Maintenance cost reduction: Predictive maintenance prevents costly emergency repairs and extends equipment life. The cost savings are real but harder to quantify prospectively.
Labor efficiency: Automated monitoring reduces the manual checking and routine inspections that consume engineering staff time.
Guest satisfaction: Rooms that are at the right temperature when guests arrive, with no environmental complaints, contribute to higher satisfaction scores.
Water savings: Leak detection and cooling tower optimization reduce water consumption in ways that are directly billable.
FAQ
What’s a realistic budget for a smart building implementation at a 200-room hotel? A phased implementation over 3 years, starting with guestroom environmental controls and high-value equipment monitoring, typically runs $300,000–$600,000 total. The energy savings alone usually pay back this investment in 4–7 years. New construction costs significantly less because smart infrastructure is specified from the start.
Should we deploy smart building technology property-by-property or portfolio-wide? For multi-property operators, portfolio-wide deployment with a common platform creates significant advantages: shared learning, common training, unified reporting, and better vendor negotiating position. However, piloting at one or two properties before full portfolio commitment is prudent.
How do we ensure staff can manage the technology after deployment? Training and documentation are critical. Every system requires:
- Initial training for all engineering staff at deployment
- Role-specific training (what the chief engineer can do vs. what line technicians can do)

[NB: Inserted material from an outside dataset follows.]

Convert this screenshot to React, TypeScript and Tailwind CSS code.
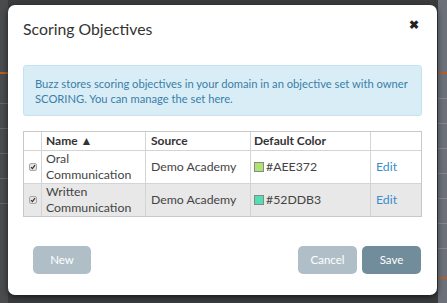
import React from "react";

const font = { fontFamily: "Lato, 'Open Sans', sans-serif" };

function Row({ name1, name2, color, hex, shaded }: { name1: string; name2: string; color: string; hex: string; shaded?: boolean }) {
  return (
    <div className={`flex h-[33px] border-t border-[#d4d4d4] ${shaded ? "bg-[#e8e8e8]" : "bg-white"}`}>
      <div className="w-[18px] border-r border-[#d4d4d4] flex items-center justify-center">
        <div className="w-[8px] h-[8px] rounded-[2px] bg-[#e4e4e4] border border-[#a8a8a8] flex items-center justify-center">
          <svg width="6" height="6" viewBox="0 0 6 6"><path d="M1 3.2 L2.4 4.6 L5 1.2" stroke="#333" strokeWidth="1.2" fill="none" /></svg>
        </div>
      </div>
      <div className="w-[104px] border-r border-[#d4d4d4] pl-[4px] flex flex-col justify-center text-[12.3px] leading-[16px] text-[#444]">
        <span>{name1}</span>
        <span>{name2}</span>
      </div>
      <div className="w-[105px] border-r border-[#d4d4d4] pl-[5px] flex items-center text-[12.3px] text-[#444]">Demo Academy</div>
      <div className="w-[120px] border-r border-[#d4d4d4] pl-[3px] flex items-center text-[12.3px] text-[#444]">
        <span className="w-[10px] h-[10px] border border-[#888] mr-[2px]" style={{ background: color }} />
        {hex}
      </div>
      <div className="flex-1 pl-[5px] flex items-center text-[12.3px] text-[#3c8dcc]">Edit</div>
    </div>
  );
}

export default function App() {
  return (
    <div className="w-[447px] h-[303px] bg-[#3b3c3e] relative overflow-hidden" style={font}>
      {/* backdrop fragments */}
      <div className="absolute left-0 top-0 w-[8px] h-full bg-[#4a4b4d]">
        <div className="h-[74px] border-b-2 border-[#b0602a]" />
        <div className="h-[30px] border-b border-[#666]" />
        <div className="h-[25px] border-b border-[#666]" />
        <div className="h-[25px] border-b border-[#666]" />
        <div className="h-[25px] border-b border-[#666]" />
        <div className="h-[25px] border-b border-[#666]" />
      </div>
      <div className="absolute right-0 top-0 w-[9px] h-full bg-[#6c7079]">
        <div className="h-[74px] border-b-2 border-[#b0602a]" />
        <div className="h-[25px] border-b border-[#888]" />
        <div className="h-[25px] border-b border-[#888]" />
        <div className="h-[25px] border-b border-[#888]" />
        <div className="h-[25px] border-b border-[#888]" />
        <div className="h-[25px] border-b border-[#888]" />
        <div className="h-[25px] border-b border-[#888]" />
        <div className="h-[25px] border-b border-[#888]" />
        <div className="h-[30px] border-b-2 border-[#b0602a]" />
      </div>
      <div className="absolute left-[8px] top-[5px] w-[429px] h-[290px] bg-white rounded-[7px] shadow-[0_2px_6px_rgba(0,0,0,0.6)] flex flex-col px-[15px]">
        <div className="flex items-center justify-between h-[45px] pt-[2px]">
          <span className="text-[15.8px] text-[#333]">Scoring Objectives</span>
          <span className="text-[11.5px] font-bold text-[#222] mr-[3px] mt-[-7px]">✖</span>
        </div>
        <div className="mt-[15px] h-[51px] bg-[#d9edf7] border border-[#c3e3f3] rounded-[3px] px-[11px] pt-[10px] text-[11.2px] leading-[15px] text-[#3a7fa8]">
          Buzz stores scoring objectives in your domain in an objective set with owner SCORING. You can manage the set here.
        </div>
        <div className="mt-[15px] border border-[#c8c8c8]">
          <div className="flex h-[18px] bg-white text-[12px] font-bold text-[#333]">
            <div className="w-[18px] border-r border-[#d4d4d4]" />
            <div className="w-[104px] border-r border-[#d4d4d4] pl-[4px] flex items-center">Name ▲</div>
            <div className="w-[105px] border-r border-[#d4d4d4] pl-[5px] flex items-center">Source</div>
            <div className="w-[120px] border-r border-[#d4d4d4] pl-[3px] flex items-center">Default Color</div>
            <div className="flex-1" />
          </div>
          <Row name1="Oral" name2="Communication" color="#AEE372" hex="#AEE372" />
          <Row name1="Written" name2="Communication" color="#52DDB3" hex="#52DDB3" shaded />
        </div>
        <div className="mt-[29px] flex items-center px-[10px] pr-[1px]">
          <button className="w-[58px] h-[28px] rounded-[5px] bg-[#b0bfc7] text-white text-[11.5px]">New</button>
          <div className="flex-1" />
          <button className="w-[59px] h-[28px] rounded-[5px] bg-[#b0bfc7] text-white text-[11.5px]">Cancel</button>
          <button className="ml-[5px] w-[59px] h-[28px] rounded-[5px] bg-[#718d9c] text-white text-[11.5px]">Save</button>
        </div>
      </div>
    </div>
  );
}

- Quick reference documentation for common tasks
- Vendor support contact information and escalation path
- Annual refresher training as staff turns over
What happens if the smart building platform is down? Well-designed systems fail gracefully: individual building systems (HVAC, lighting) continue to operate locally using their last setpoints or default modes. The smart building platform’s value is in optimization and monitoring — its outage should not cause any building system to stop functioning.